The Company had work in the pipeline with existing contacts and could be profitable without the historic debt.
We reviewed all of the options available and the Directors felt that the most suitable option was to place the Company into Creditors’ Voluntary Liquidation and buy back the assets and goodwill.
In doing so, the Directors offered to collect the debtors as they had the continuing relationships with the clients which meant that the debtor realisations were maximised. It also meant that the employees all kept their jobs.
The Directors had the support from the Landlord, who agreed to assign the lease to the new Company and also the support from the clients going forward.

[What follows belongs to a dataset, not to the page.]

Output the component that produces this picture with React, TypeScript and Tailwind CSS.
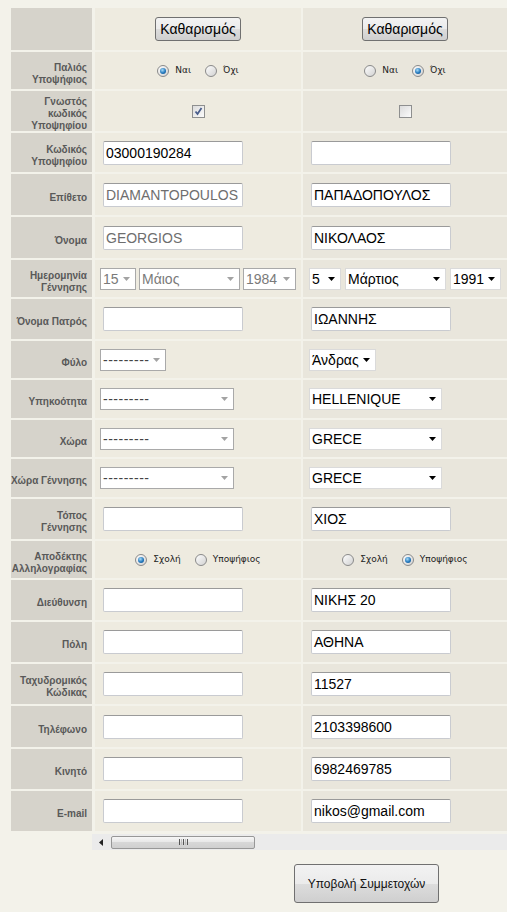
import React from 'react'

type Cell =
    | { kind: 'empty' }
    | { kind: 'button' }
    | { kind: 'radio'; options: string[]; checked: number }
    | { kind: 'check'; checked: boolean }
    | { kind: 'input'; value: string; disabled?: boolean }
    | { kind: 'select'; value: string; w: number; disabled?: boolean }
    | { kind: 'date'; parts: { value: string; w: number }[]; disabled?: boolean }

interface Row {
    label: string[]
    h: number
    left: Cell
    right: Cell
}

const rows: Row[] = [
    { label: [], h: 42, left: { kind: 'button' }, right: { kind: 'button' } },
    { label: ['Παλιός', 'Υποψήφιος'], h: 37, left: { kind: 'radio', options: ['Ναι', 'Όχι'], checked: 0 }, right: { kind: 'radio', options: ['Ναι', 'Όχι'], checked: 1 } },
    { label: ['Γνωστός', 'κωδικός', 'Υποψηφίου'], h: 40, left: { kind: 'check', checked: true }, right: { kind: 'check', checked: false } },
    { label: ['Κωδικός', 'Υποψηφίου'], h: 39, left: { kind: 'input', value: '03000190284' }, right: { kind: 'input', value: '' } },
    { label: ['Επίθετο'], h: 41, left: { kind: 'input', value: 'DIAMANTOPOULOS', disabled: true }, right: { kind: 'input', value: 'ΠΑΠΑΔΟΠΟΥΛΟΣ' } },
    { label: ['Όνομα'], h: 41, left: { kind: 'input', value: 'GEORGIOS', disabled: true }, right: { kind: 'input', value: 'ΝΙΚΟΛΑΟΣ' } },
    {
        label: ['Ημερομηνία', 'Γέννησης'], h: 37,
        left: { kind: 'date', disabled: true, parts: [{ value: '15', w: 36 }, { value: 'Μάιος', w: 101 }, { value: '1984', w: 53 }] },
        right: { kind: 'date', parts: [{ value: '5', w: 32 }, { value: 'Μάρτιος', w: 101 }, { value: '1991', w: 51 }] },
    },
    { label: ['Όνομα Πατρός'], h: 40, left: { kind: 'input', value: '' }, right: { kind: 'input', value: 'ΙΩΑΝΝΗΣ' } },
    { label: ['Φύλο'], h: 37, left: { kind: 'select', value: '---------', w: 66, disabled: true }, right: { kind: 'select', value: 'Άνδρας', w: 67 } },
    { label: ['Υπηκοότητα'], h: 38, left: { kind: 'select', value: '---------', w: 134, disabled: true }, right: { kind: 'select', value: 'HELLENIQUE', w: 133 } },
    { label: ['Χώρα'], h: 37, left: { kind: 'select', value: '---------', w: 134, disabled: true }, right: { kind: 'select', value: 'GRECE', w: 133 } },
    { label: ['Χώρα Γέννησης'], h: 38, left: { kind: 'select', value: '---------', w: 134, disabled: true }, right: { kind: 'select', value: 'GRECE', w: 133 } },
    { label: ['Τόπος', 'Γέννησης'], h: 40, left: { kind: 'input', value: '' }, right: { kind: 'input', value: 'ΧΙΟΣ' } },
    { label: ['Αποδέκτης', 'Αλληλογραφίας'], h: 37, left: { kind: 'radio', options: ['Σχολή', 'Υποψήφιος'], checked: 0 }, right: { kind: 'radio', options: ['Σχολή', 'Υποψήφιος'], checked: 1 } },
    { label: ['Διεύθυνση'], h: 40, left: { kind: 'input', value: '' }, right: { kind: 'input', value: 'ΝΙΚΗΣ 20' } },
    { label: ['Πόλη'], h: 40, left: { kind: 'input', value: '' }, right: { kind: 'input', value: 'ΑΘΗΝΑ' } },
    { label: ['Ταχυδρομικός', 'Κώδικας'], h: 40, left: { kind: 'input', value: '' }, right: { kind: 'input', value: '11527' } },
    { label: ['Τηλέφωνο'], h: 41, left: { kind: 'input', value: '' }, right: { kind: 'input', value: '2103398600' } },
    { label: ['Κινητό'], h: 40, left: { kind: 'input', value: '' }, right: { kind: 'input', value: '6982469785' } },
    { label: ['E-mail'], h: 40, left: { kind: 'input', value: '' }, right: { kind: 'input', value: 'nikos@gmail.com' } },
]

function Radio({ checked }: { checked: boolean }) {
    return (
        <span className="relative inline-block w-[12px] h-[12px] rounded-full border border-[#8a8a8a] bg-linear-to-br from-[#fdfdfd] to-[#d2d2d2] shrink-0">
            {checked && (
                <span className="absolute left-[2px] top-[2px] w-[6px] h-[6px] rounded-full bg-[radial-gradient(circle_at_40%_35%,#a8dcf8,#2378bd_55%,#0d4a80)]" />
            )}
        </span>
    )
}

function Arrow({ disabled }: { disabled?: boolean }) {
    return (
        <svg width="7" height="4" viewBox="0 0 7 4" className="shrink-0">
            <path d="M0 0 H7 L3.5 4 Z" fill={disabled ? '#a3a3a3' : '#000'} />
        </svg>
    )
}

function SelectBox({ value, w, disabled }: { value: string; w: number; disabled?: boolean }) {
    const dashes = value.startsWith('-')
    return (
        <div
            className={`h-[22px] flex items-center justify-between pl-[2px] pr-[5px] bg-white border text-[14px] leading-none ${disabled ? 'border-[#a9a9a9] text-[#7a7a7a]' : 'border-[#dadada] text-black'}`}
            style={{ width: w }}
        >
            <span className={dashes ? 'text-[#444] tracking-[0.5px]' : ''}>{value}</span>
            <Arrow disabled={disabled} />
        </div>
    )
}

function CellContent({ cell, side }: { cell: Cell; side: 'l' | 'r' }) {
    switch (cell.kind) {
        case 'button':
            return (
                <div className="flex-1 flex justify-center">
                    <button className="h-[24px] px-[4px] border border-[#707070] rounded-[3px] bg-[linear-gradient(#f3f3f3,#ebebeb_50%,#dddddd_50%,#cfcfcf)] text-[14px] text-black leading-none">
                        Καθαρισμός
                    </button>
                </div>
            )
        case 'radio':
            return (
                <div className="flex-1 flex justify-center items-center font-['DejaVu_Sans',sans-serif] text-[9px] text-[#222]">
                    {cell.options.map((o, i) => (
                        <span key={o} className={`flex items-center gap-[6px] ${i > 0 ? 'ml-[14px]' : ''}`}>
                            <Radio checked={cell.checked === i} />
                            <span>{o}</span>
                        </span>
                    ))}
                </div>
            )
        case 'check':
            return (
                <div className="flex-1 flex justify-center">
                    <span className="relative w-[13px] h-[13px] border border-[#8e8f8f] bg-linear-to-br from-[#dcdcdc] to-[#fbfbfb]">
                        {cell.checked && (
                            <svg width="11" height="11" viewBox="0 0 11 11" className="absolute left-0 top-0">
                                <path d="M2.5 5.5 L4.5 8 L8.5 2" fill="none" stroke="#4a5e8c" strokeWidth="1.8" />
                            </svg>
                        )}
                    </span>
                </div>
            )
        case 'input':
            return (
                <div className="pl-[8px]">
                    <div
                        className={`w-[140px] h-[24px] bg-white border border-[#c9cbd0] border-t-[#9a9a9a] rounded-[2px] px-[2px] flex items-center text-[14px] leading-none ${cell.disabled ? 'text-[#6e6e6e]' : 'text-black'}`}
                    >
                        {cell.value}
                    </div>
                </div>
            )
        case 'select':
            return (
                <div className={side === 'l' ? 'pl-[5px]' : 'pl-[6px]'}>
                    <SelectBox value={cell.value} w={cell.w} disabled={cell.disabled} />
                </div>
            )
        case 'date':
            return (
                <div className={`flex ${side === 'l' ? 'pl-[5px] gap-[3px]' : 'pl-[6px] gap-[4px]'}`}>
                    {cell.parts.map((p) => (
                        <SelectBox key={p.value} value={p.value} w={p.w} disabled={cell.disabled} />
                    ))}
                </div>
            )
        default:
            return null
    }
}

export default function App() {
    return (
        <div className="w-[507px] h-[912px] overflow-hidden bg-[#f3f2ea] pt-[8px] pl-[11px] font-['Liberation_Sans',Arial,sans-serif]">
            <div className="flex flex-col gap-[2px]">
                {rows.map((r, idx) => (
                    <div key={idx} className="flex" style={{ height: r.h }}>
                        <div className="w-[81px] shrink-0 bg-[#d6d3cb] flex items-center justify-end pr-[5px] pt-[6px] text-right text-[10px] leading-[12px] font-bold text-[#595959] whitespace-nowrap">
                            <div>
                                {r.label.map((l) => (
                                    <div key={l}>{l}</div>
                                ))}
                            </div>
                        </div>
                        <div className="ml-[3px] w-[206px] shrink-0 bg-[#eeebe0] flex items-center">
                            <CellContent cell={r.left} side="l" />
                        </div>
                        <div className="ml-[2px] w-[204px] shrink-0 bg-[#e9e6dc] flex items-center">
                            <CellContent cell={r.right} side="r" />
                        </div>
                    </div>
                ))}
            </div>

            {/* horizontal scroll bar under the data columns */}
            <div className="ml-[81px] mt-[3px] h-[16px] bg-[#ebebeb] flex items-center">
                <svg width="4" height="7" viewBox="0 0 4 7" className="ml-[7px]">
                    <path d="M4 0 V7 L0 3.5 Z" fill="#222" />
                </svg>
                <div className="ml-[8px] w-[144px] h-[13px] rounded-[2px] border border-[#979797] bg-[linear-gradient(#f6f6f6,#e6e6e6_50%,#d7d7d7_50%,#cfcfcf)] flex items-center justify-center gap-[1px]">
                    <span className="w-[1px] h-[6px] bg-[#555]" />
                    <span className="w-[1px] h-[6px] bg-[#bbb]" />
                    <span className="w-[1px] h-[6px] bg-[#555]" />
                    <span className="w-[1px] h-[6px] bg-[#bbb]" />
                    <span className="w-[1px] h-[6px] bg-[#555]" />
                </div>
            </div>

            <div className="mt-[14px] ml-[283px]">
                <button className="w-[145px] h-[39px] border border-[#707070] rounded-[3px] bg-[linear-gradient(#f2f2f2,#ebebeb_50%,#dddddd_50%,#cfcfcf)] text-[12px] text-[#111]">
                    Υποβολή Συμμετοχών
                </button>
            </div>
        </div>
    )
}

A business engaged in the manufacture and repair of steel equipment which are used predominantly in the demolition, quarrying, construction and plant hire sectors. Due to a deteriorating relationship with their bank factor, we were asked to review the business, with the bank suggesting liquidation as the only alternative. The bank was unwilling to fund certain invoices because the debtor was an agent and the goods supplied were being shipped to the end user in the Middle East. The company also had HMRC arrears of circa £100k. Our team of specialists met the director of the company who was adamant that the business had a future. We introduced a factor who was prepared to fund the invoices to the agent and release sufficient funds for the bank to be repaid and the company to continue trading and employing 8 staff. The company required a factor that was prepared to spend time understanding the issues the business faced. We worked with an independent factor who replaced the bank’s facility and work closely with the business. The bank was delighted to help the client secure alternative funding, which they felt unable to provide. The restriction in funding would have certainly led to the liquidation of the company and subsequent loss of jobs. Due to our understanding of the business and our knowledge of the market we were able to replace the bank facility and the company continues to trade.